Quickly and easily label your data using codebooks saved as a YAML text file.
remotes::install_github("nt-williams/codebreak")
or
# Install 'codebook' from 'nt-williams' universe
install.packages('codebreak', repos = 'https://nt-williams.r-universe.dev')
some_data <- data.frame(
x = c(1, 2, 5, 3, 4, 1),
y = c(0, 1, 1, 0, 1, 9),
z = c(5.2, 3.1, 5.6, 8.9, 9.0, 7.2),
w = c(1, 1, 0, 1, 1, 1)
)
Codebooks are created as YAML text files and are saved in the project
directory (or somewhere else) as codebook.yml
(or as something else).
x:
label: Variable X # include meaningful variable descriptions
cb:
1: These # convert variable codes to labels
2: Are
3: Random
4: Character
5: Labels
"y":
label: Variable Y
cb: &binary # reduce repetition with anchors
0: "No"
1: "Yes"
9: null # account for coded missing values
z:
label: Variable Z
w:
label: Variable W
cb: *binary
Import and apply the codebook to the data:
cb <- codebreak::Codebook$new(system.file("codebook.yml", package = "codebreak"))
cb
#> codebook: /Users/nicholaswilliams/Library/R/arm64/4.4/library/codebreak/codebook.yml
#>
#> decode data with `<obj>$decode()`
#> label data with `<obj>$label()`
cb$decode(some_data)
#> x y z w
#> 1 These No 5.2 Yes
#> 2 Are Yes 3.1 Yes
#> 3 Labels Yes 5.6 No
#> 4 Random No 8.9 Yes
#> 5 Character Yes 9.0 Yes
#> 6 These <NA> 7.2 Yes
Rename columns based on the codebook labels:
cb$label(some_data)
#> Variable X Variable Y Variable Z Variable W
#> 1 1 0 5.2 1
#> 2 2 1 3.1 1
#> 3 5 1 5.6 0
#> 4 3 0 8.9 1
#> 5 4 1 9.0 1
#> 6 1 9 7.2 1
Apply the codebook and rename columns:
cb$decode(some_data, label = TRUE)
#> Variable X Variable Y Variable Z Variable W
#> 1 These No 5.2 Yes
#> 2 Are Yes 3.1 Yes
#> 3 Labels Yes 5.6 No
#> 4 Random No 8.9 Yes
#> 5 Character Yes 9.0 Yes
#> 6 These <NA> 7.2 Yes
decode()
and label()
can return data with the codebook applied using
the labelled
package by
setting as_labelled = TRUE
.
some_data <- tibble::as_tibble(some_data)

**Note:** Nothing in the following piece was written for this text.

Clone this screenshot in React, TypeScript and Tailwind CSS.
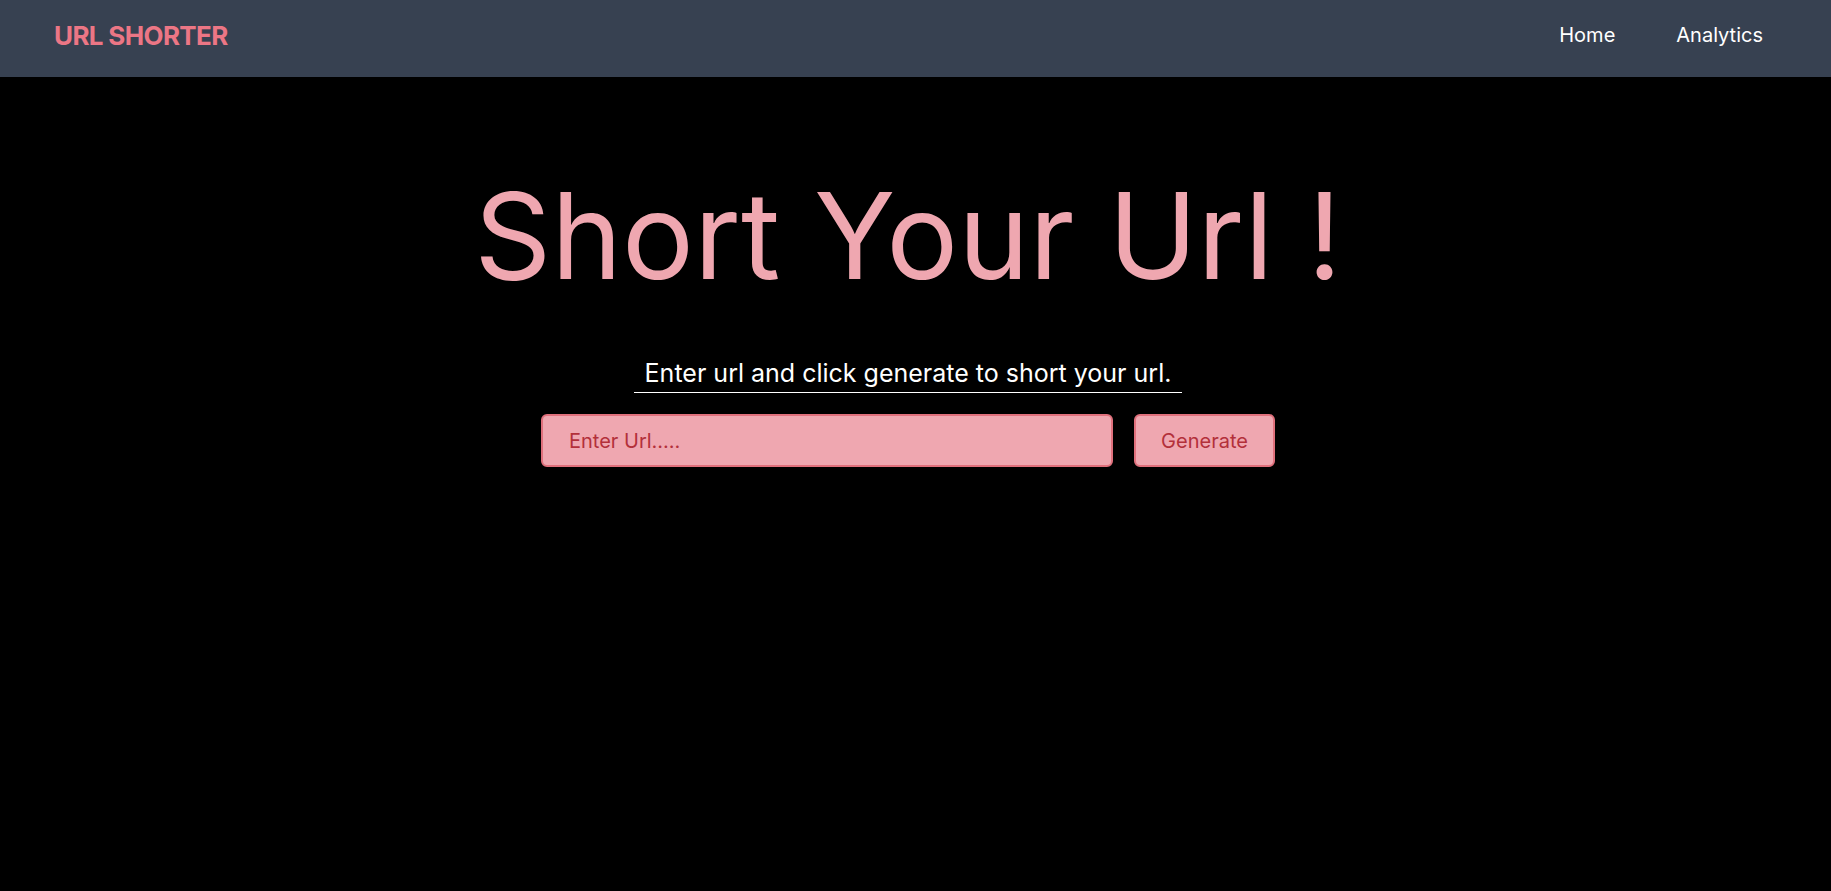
import React from "react";

const App = () => {
  return (
    <div className="min-h-screen bg-black font-['Inter',sans-serif]">
      <nav className="h-[77px] bg-[#374151] flex items-center justify-between pl-[54px] pr-[68px] pb-[7px]">
        <div className="text-[26px] font-bold text-[#ec7685] tracking-tight">URL SHORTER</div>
        <div className="flex items-center gap-[61px] text-xl text-white">
          <a href="#">Home</a>
          <a href="#">Analytics</a>
        </div>
      </nav>
      <main className="flex flex-col items-center pr-[15px]">
        <h1 className="mt-[99px] text-[120px] leading-none text-[#efa7b0]">Short Your Url !</h1>
        <p className="mt-[58px] px-[11px] border-b-[1.5px] border-white text-[25px] leading-[38px] text-white">
          Enter url and click generate to short your url.
        </p>
        <div className="mt-[21px] flex gap-[21px]">
          <input
            type="text"
            placeholder="Enter Url....."
            className="w-[572px] h-[53px] px-[26px] rounded-md border-2 border-[#e0707c] bg-[#efa7b0] text-xl text-[#b3303a] placeholder:text-[#b3303a] outline-none"
          />
          <button className="w-[141px] h-[53px] rounded-md border-2 border-[#e0707c] bg-[#efa7b0] text-xl text-[#b3303a]">
            Generate
          </button>
        </div>
      </main>
    </div>
  );
};

export default App;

cb$decode(some_data, as_labelled = TRUE)
#> # A tibble: 6 × 4
#> x y z w
#> <dbl+lbl> <dbl+lbl> <dbl> <dbl+lbl>
#> 1 1 [These] 0 [No] 5.2 1 [Yes]
#> 2 2 [Are] 1 [Yes] 3.1 1 [Yes]
#> 3 5 [Labels] 1 [Yes] 5.6 0 [No]
#> 4 3 [Random] 0 [No] 8.9 1 [Yes]
#> 5 4 [Character] 1 [Yes] 9 1 [Yes]
#> 6 1 [These] NA 7.2 1 [Yes]